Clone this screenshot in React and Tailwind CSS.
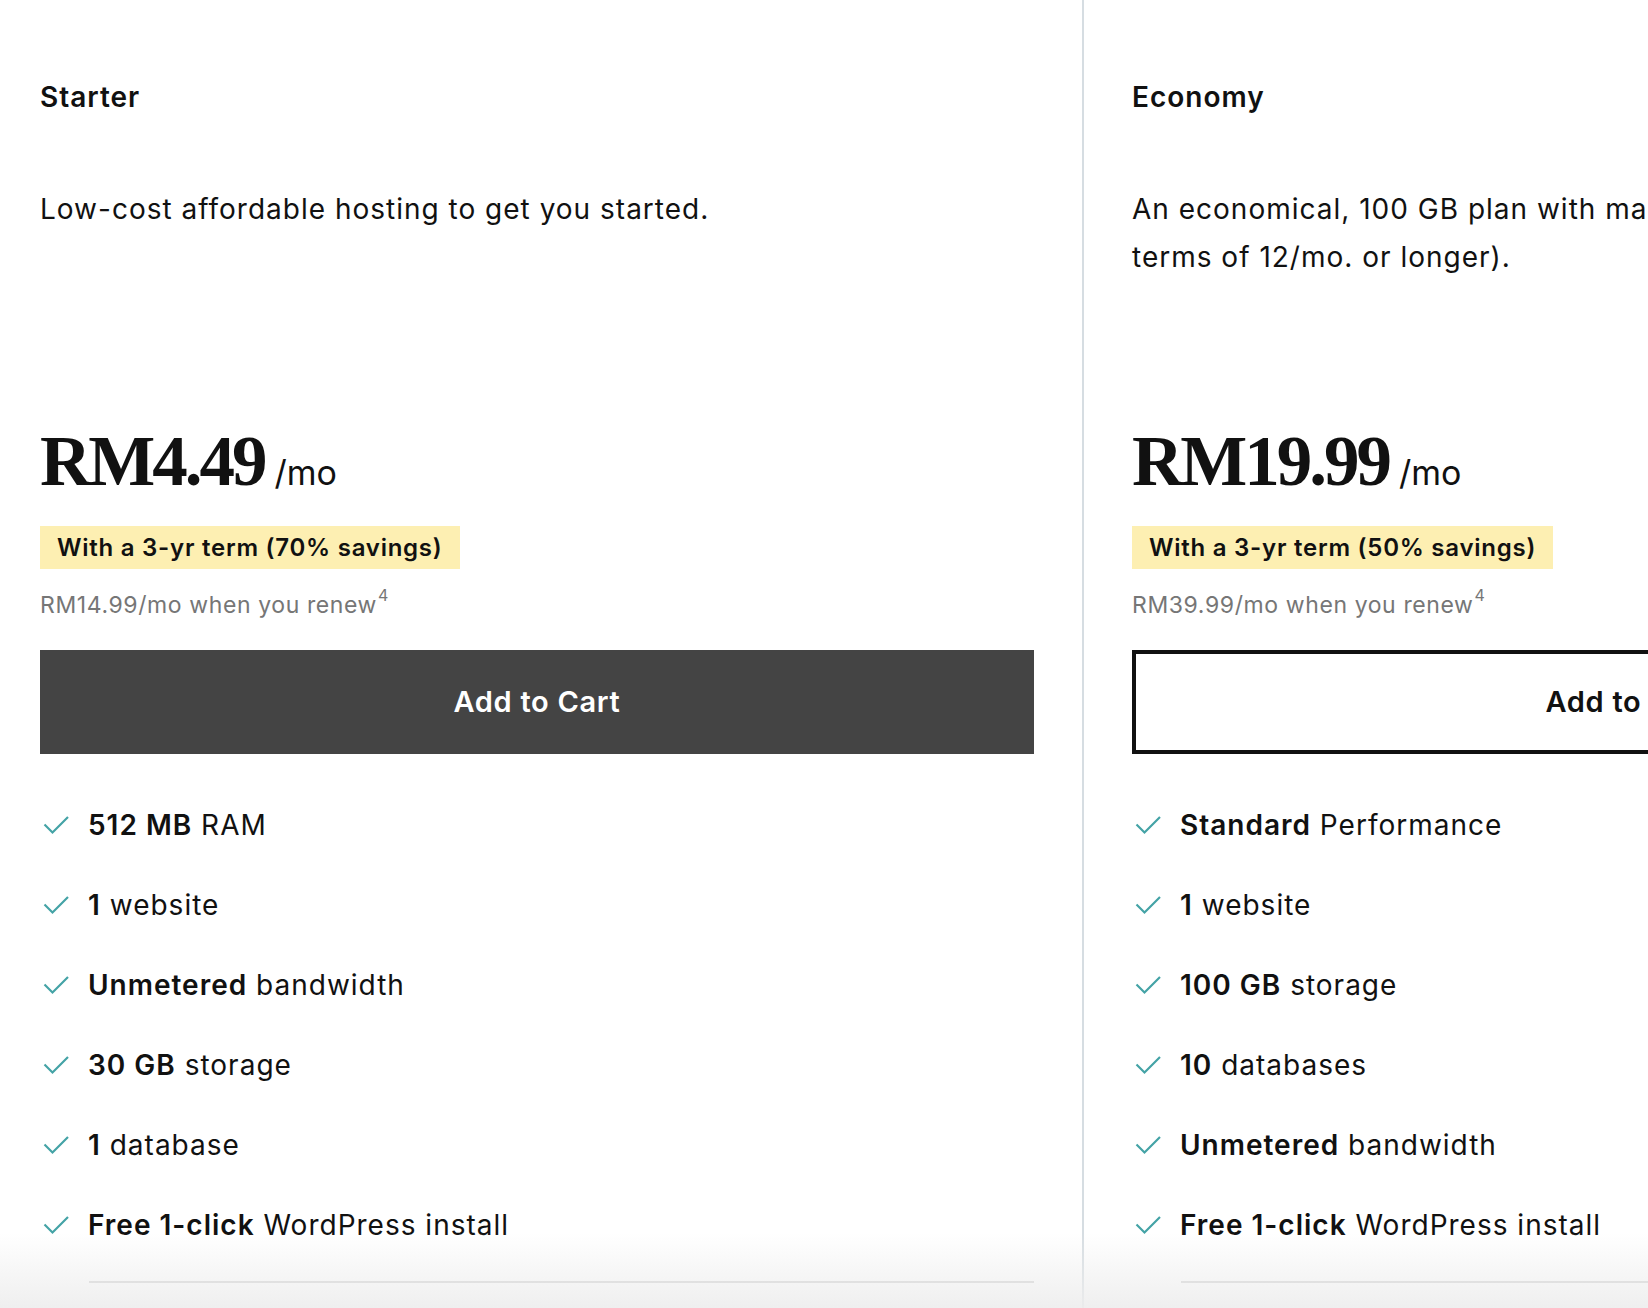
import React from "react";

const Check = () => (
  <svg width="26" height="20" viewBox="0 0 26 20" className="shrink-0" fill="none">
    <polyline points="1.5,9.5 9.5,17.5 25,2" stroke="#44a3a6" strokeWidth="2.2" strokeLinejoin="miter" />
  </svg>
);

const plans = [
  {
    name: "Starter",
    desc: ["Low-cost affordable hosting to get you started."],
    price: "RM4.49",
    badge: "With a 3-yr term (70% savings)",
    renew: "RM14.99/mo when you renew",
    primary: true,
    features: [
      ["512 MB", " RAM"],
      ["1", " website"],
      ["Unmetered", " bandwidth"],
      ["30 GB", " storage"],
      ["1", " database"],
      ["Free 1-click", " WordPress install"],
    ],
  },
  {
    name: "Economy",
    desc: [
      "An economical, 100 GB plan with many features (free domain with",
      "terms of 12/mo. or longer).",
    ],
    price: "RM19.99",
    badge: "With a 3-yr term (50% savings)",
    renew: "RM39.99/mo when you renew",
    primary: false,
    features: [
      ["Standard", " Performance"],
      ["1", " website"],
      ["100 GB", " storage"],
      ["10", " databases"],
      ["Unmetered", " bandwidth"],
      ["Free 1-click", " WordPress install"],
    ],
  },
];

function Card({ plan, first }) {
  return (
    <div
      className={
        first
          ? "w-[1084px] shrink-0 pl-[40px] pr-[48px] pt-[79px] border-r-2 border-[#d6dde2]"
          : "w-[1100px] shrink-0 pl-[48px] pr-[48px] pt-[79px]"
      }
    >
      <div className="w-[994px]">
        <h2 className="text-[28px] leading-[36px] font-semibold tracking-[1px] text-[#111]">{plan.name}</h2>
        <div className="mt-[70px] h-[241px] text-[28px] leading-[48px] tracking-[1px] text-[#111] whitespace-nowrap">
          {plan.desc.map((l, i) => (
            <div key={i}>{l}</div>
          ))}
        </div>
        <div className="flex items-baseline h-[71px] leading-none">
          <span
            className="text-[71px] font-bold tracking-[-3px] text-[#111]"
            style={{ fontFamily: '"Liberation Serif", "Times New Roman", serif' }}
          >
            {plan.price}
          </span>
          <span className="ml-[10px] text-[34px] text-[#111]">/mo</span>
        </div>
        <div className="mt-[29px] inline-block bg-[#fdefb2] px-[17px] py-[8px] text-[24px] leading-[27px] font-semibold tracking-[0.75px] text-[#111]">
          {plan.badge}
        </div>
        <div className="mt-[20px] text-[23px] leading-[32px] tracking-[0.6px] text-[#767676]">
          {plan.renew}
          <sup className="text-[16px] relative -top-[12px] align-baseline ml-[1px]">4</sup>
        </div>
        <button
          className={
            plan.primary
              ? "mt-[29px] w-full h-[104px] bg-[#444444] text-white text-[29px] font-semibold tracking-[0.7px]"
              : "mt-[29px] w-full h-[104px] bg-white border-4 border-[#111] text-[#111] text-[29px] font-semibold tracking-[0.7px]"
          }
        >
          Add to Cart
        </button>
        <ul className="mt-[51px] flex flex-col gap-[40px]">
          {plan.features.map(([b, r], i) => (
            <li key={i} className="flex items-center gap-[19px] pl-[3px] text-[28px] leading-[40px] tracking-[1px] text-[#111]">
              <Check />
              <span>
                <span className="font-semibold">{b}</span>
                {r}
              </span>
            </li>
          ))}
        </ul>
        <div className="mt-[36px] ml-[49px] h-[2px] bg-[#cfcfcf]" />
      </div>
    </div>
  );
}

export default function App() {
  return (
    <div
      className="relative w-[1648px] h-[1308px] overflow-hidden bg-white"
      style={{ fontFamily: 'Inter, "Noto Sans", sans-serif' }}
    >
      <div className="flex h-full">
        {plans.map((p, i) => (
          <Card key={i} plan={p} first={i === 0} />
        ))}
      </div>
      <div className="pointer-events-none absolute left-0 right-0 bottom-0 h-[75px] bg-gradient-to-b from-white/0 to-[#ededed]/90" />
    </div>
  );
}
◆ ◆ ◆ ◆ ◆ ◆ ◆
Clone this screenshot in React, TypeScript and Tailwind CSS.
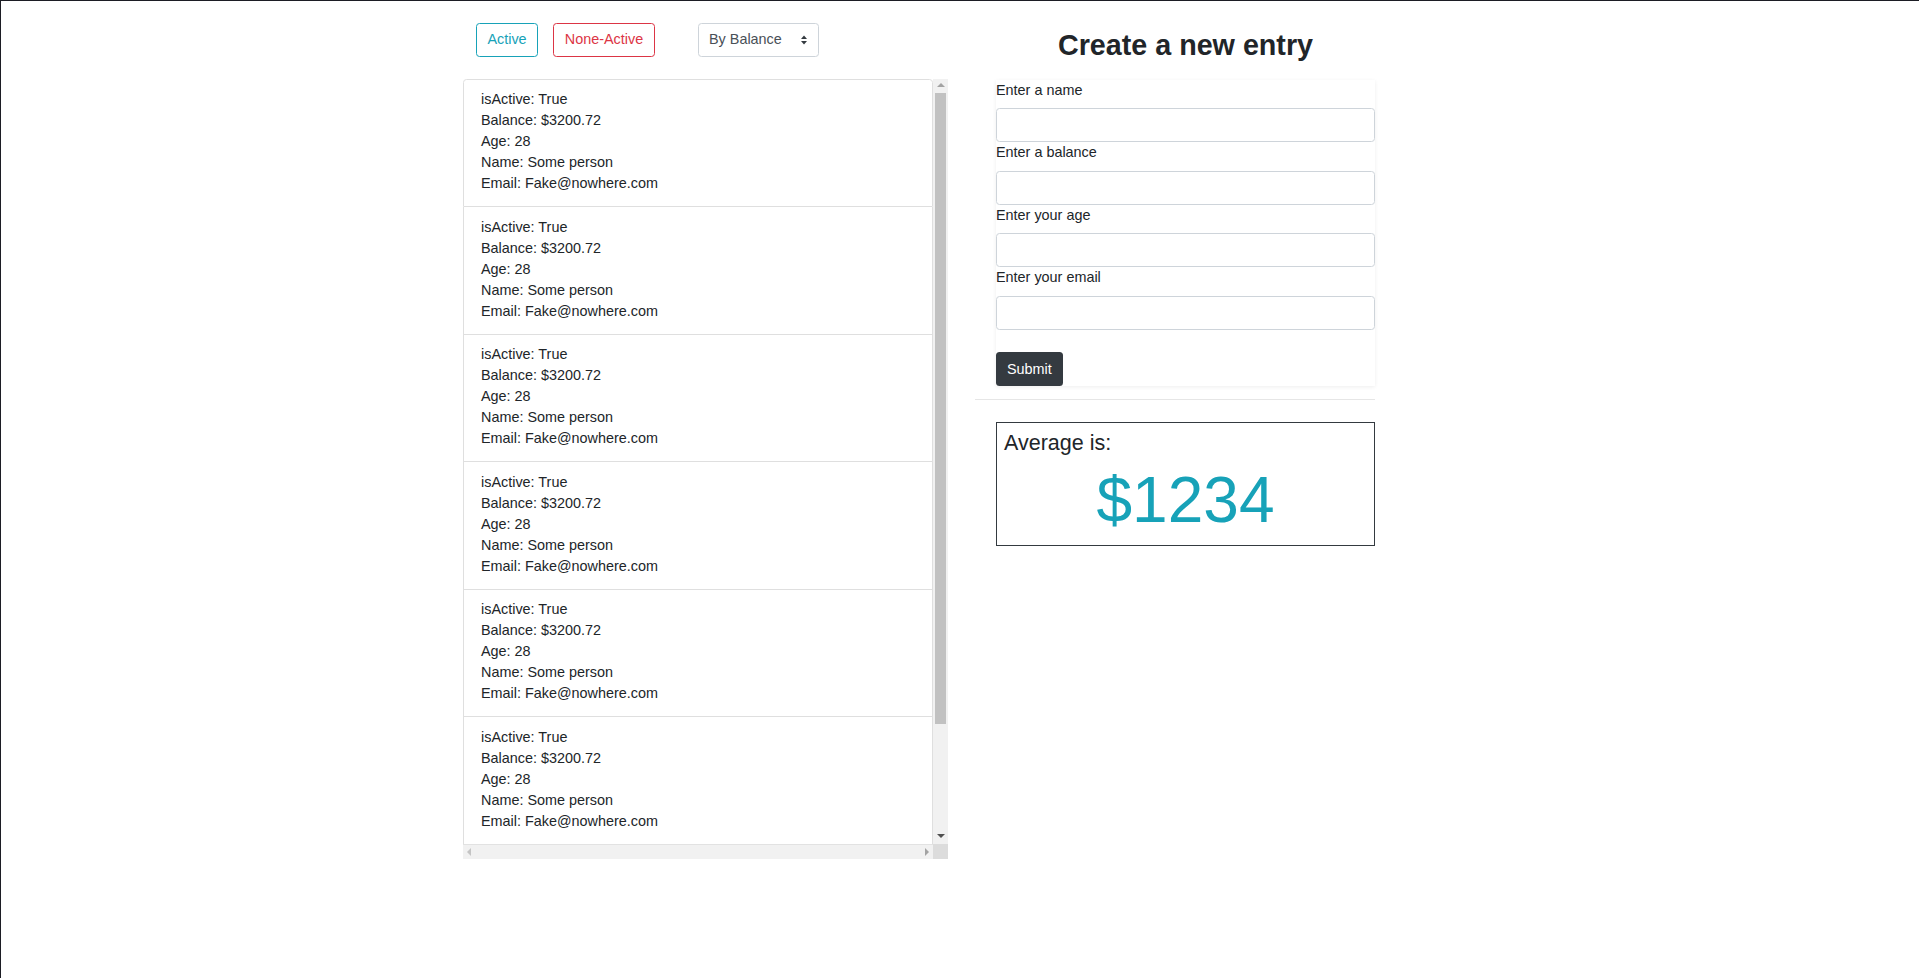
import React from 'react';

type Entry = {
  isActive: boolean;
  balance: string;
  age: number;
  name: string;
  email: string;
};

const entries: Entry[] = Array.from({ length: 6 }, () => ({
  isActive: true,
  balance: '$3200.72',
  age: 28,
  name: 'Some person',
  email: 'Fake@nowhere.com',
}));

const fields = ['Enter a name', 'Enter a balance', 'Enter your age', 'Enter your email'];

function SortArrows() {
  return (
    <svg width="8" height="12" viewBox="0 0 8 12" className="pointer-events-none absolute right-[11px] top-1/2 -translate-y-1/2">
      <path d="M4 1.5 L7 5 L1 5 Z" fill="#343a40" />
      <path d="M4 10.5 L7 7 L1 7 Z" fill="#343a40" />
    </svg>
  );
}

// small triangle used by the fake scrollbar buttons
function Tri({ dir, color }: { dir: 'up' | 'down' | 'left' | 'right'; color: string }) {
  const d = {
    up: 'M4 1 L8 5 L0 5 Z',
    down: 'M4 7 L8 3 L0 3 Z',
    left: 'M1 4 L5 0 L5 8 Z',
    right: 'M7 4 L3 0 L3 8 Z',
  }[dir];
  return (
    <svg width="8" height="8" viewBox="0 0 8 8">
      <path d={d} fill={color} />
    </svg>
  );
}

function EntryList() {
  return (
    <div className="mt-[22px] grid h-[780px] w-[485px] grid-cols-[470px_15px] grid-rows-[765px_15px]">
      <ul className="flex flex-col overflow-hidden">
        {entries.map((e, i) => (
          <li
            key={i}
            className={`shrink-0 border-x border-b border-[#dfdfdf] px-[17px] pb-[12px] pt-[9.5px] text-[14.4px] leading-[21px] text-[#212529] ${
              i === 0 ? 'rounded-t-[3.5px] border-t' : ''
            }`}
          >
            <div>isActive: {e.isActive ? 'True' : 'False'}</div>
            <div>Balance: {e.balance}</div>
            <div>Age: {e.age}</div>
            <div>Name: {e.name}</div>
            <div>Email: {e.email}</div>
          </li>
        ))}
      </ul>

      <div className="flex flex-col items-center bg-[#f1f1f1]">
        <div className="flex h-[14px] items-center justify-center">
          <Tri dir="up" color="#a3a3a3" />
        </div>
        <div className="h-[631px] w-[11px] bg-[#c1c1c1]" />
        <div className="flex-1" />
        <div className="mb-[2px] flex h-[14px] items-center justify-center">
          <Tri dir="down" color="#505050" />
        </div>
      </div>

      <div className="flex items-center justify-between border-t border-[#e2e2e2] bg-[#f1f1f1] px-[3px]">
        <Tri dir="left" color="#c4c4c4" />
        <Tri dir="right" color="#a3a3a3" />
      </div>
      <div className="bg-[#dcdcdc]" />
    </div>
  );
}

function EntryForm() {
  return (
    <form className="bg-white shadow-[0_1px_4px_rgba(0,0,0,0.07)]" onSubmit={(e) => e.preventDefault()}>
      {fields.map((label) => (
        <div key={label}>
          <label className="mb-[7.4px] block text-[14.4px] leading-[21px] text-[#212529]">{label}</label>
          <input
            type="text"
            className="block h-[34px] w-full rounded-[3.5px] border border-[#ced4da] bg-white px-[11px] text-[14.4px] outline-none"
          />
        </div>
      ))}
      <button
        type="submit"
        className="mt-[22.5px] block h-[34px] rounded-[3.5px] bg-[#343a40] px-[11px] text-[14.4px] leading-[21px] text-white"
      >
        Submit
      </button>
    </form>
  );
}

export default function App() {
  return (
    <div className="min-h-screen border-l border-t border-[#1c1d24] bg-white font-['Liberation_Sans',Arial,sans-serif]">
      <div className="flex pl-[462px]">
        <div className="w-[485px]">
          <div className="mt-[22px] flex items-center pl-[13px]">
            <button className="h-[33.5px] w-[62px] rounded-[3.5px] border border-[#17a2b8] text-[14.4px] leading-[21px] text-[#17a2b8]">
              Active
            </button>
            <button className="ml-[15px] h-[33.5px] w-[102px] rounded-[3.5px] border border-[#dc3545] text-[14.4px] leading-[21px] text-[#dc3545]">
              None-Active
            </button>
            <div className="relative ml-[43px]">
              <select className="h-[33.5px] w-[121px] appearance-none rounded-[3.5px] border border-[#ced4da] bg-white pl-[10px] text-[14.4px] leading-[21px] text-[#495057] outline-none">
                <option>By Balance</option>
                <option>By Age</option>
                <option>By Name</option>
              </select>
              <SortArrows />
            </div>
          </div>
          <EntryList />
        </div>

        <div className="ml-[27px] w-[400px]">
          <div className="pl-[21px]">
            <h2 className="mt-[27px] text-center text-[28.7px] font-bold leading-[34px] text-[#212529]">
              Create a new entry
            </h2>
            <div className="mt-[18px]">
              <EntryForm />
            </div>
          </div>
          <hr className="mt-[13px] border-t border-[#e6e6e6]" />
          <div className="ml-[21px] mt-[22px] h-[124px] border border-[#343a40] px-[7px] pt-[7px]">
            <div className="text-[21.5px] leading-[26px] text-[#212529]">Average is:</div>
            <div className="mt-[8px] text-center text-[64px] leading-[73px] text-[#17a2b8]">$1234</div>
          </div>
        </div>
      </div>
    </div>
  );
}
◆ ◆ ◆ ◆ ◆ ◆ ◆
• Short problem:
Copy all lines of the material above where the string "React" occurs.

• Solution for this task:
Clone this screenshot in React and Tailwind CSS.
import React from "react";
Clone this screenshot in React, TypeScript and Tailwind CSS.
import React from 'react';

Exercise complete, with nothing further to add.